Quelque chose pense, mais que ce quelque chose soit précisément l’antique et fameux « je », ce n’est à tout le moins qu’une supposition, une allégation, ce n’est surtout pas une « certitude immédiate ». Enfin, c’est déjà trop dire que d’avancer qu’il y a quelque chose qui pense ; déjà ce « quelque chose » comporte une interprétation du processus et ne fait pas partie du processus lui-même. On déduit ici, selon la routine grammaticale : « penser est une action, or toute action suppose un sujet agissant, donc… ».

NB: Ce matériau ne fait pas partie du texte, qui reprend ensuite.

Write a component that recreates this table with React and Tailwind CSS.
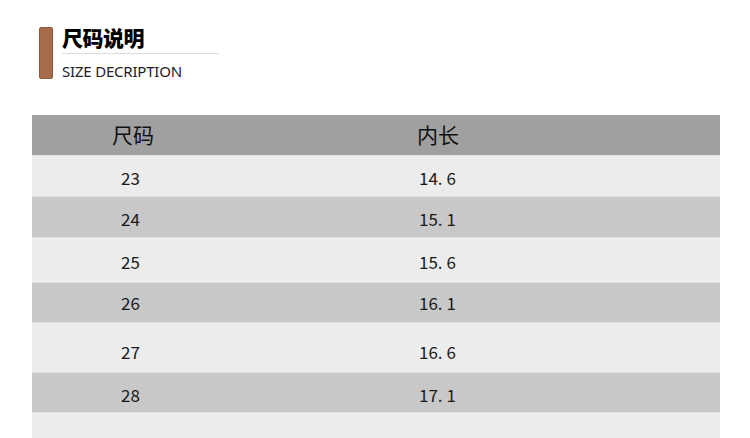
import React from "react";

const rows = [
  { s: "23", v: "14. 6", h: "h-[41px]", pt: "pt-[3px]", bg: "bg-[#ececec]" },
  { s: "24", v: "15. 1", h: "h-[41px]", pt: "pt-[3px]", bg: "bg-[#c8c8c8]" },
  { s: "25", v: "15. 6", h: "h-[45px]", pt: "pt-[4px]", bg: "bg-[#ececec]" },
  { s: "26", v: "16. 1", h: "h-[40px]", pt: "pt-0", bg: "bg-[#c8c8c8]" },
  { s: "27", v: "16. 6", h: "h-[50px]", pt: "pt-[8px]", bg: "bg-[#ececec]" },
  { s: "28", v: "17. 1", h: "h-[40px]", pt: "pt-[5px]", bg: "bg-[#c8c8c8]" },
];

export default function App() {
  return (
    <div
      className="w-[750px] h-[438px] bg-white overflow-hidden"
      style={{ fontFamily: '"Noto Sans", "Noto Sans CJK SC", sans-serif' }}
    >
      <div className="flex pt-[27px] pl-[39px]">
        <div className="w-[14px] h-[52px] rounded-[2px] bg-[#a66b4b] border border-[#8f5a3d]" />
        <div className="ml-[9px] flex flex-col">
          <div
            className="text-[21px] leading-[21px] font-black text-black tracking-[-0.5px]"
            style={{ fontFamily: '"Noto Sans CJK SC", sans-serif' }}
          >
            尺码说明
          </div>
          <div className="mt-[5px] w-[157px] h-px bg-[#dcdcdc]" />
          <div className="mt-[8px] text-[15px] leading-[18px] text-[#222] tracking-[-0.2px]">SIZE DECRIPTION</div>
        </div>
      </div>

      <div
        className="mt-[35px] ml-[32px] w-[688px] text-[#1a1a1a]"
        style={{ fontFamily: '"Noto Sans CJK SC", sans-serif' }}
      >
        <div className="h-[40px] bg-[#a0a0a0] flex items-center text-[21px] text-[#111]">
          <div className="pl-[80px] w-[385px]">尺码</div>
          <div>内长</div>
        </div>
        {rows.map((r) => (
          <div
            key={r.s}
            className={`${r.h} ${r.pt} ${r.bg} border-t border-[#e2e2e2] flex items-center text-[17px]`}
          >
            <div className="pl-[89px] w-[387px]">{r.s}</div>
            <div>{r.v}</div>
          </div>
        ))}
        <div className="h-[30px] bg-[#ececec] border-t border-[#e2e2e2]" />
      </div>
    </div>
  );
}
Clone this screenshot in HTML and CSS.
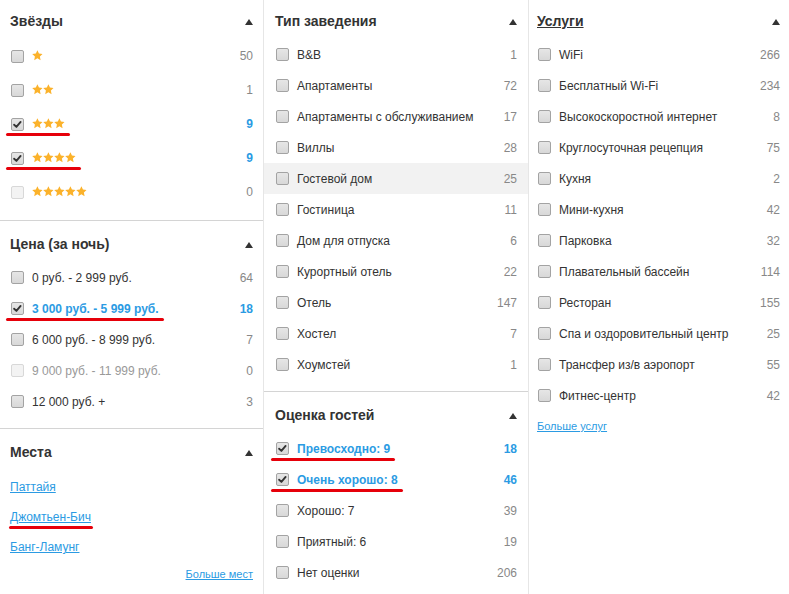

C’est par un syllogisme analogue que l’ancien atomisme ajoutait à la force agissante ce petit grumeau de matière qui en serait le siège et à partir duquel elle agirait : l’atome ; des esprits plus rigoureux ont enfin appris à se passer de ce « résidu de la terre », et peut-être les logiciens eux aussi s’habitueront-t-il un jour à se passer de ce petit « quelque chose », qu’a laissé en s’évaporant le brave vieux « moi ».

Friedrich Nietzsche. Par-delà le bien et le mal. Des préjugés des philosophes. Paragraphe 17
(Friedrich Nietzsche. Œuvres. Robert Laffont. Bouquins p. 573 – Trad. Henri Albert, Jean Lacoste.)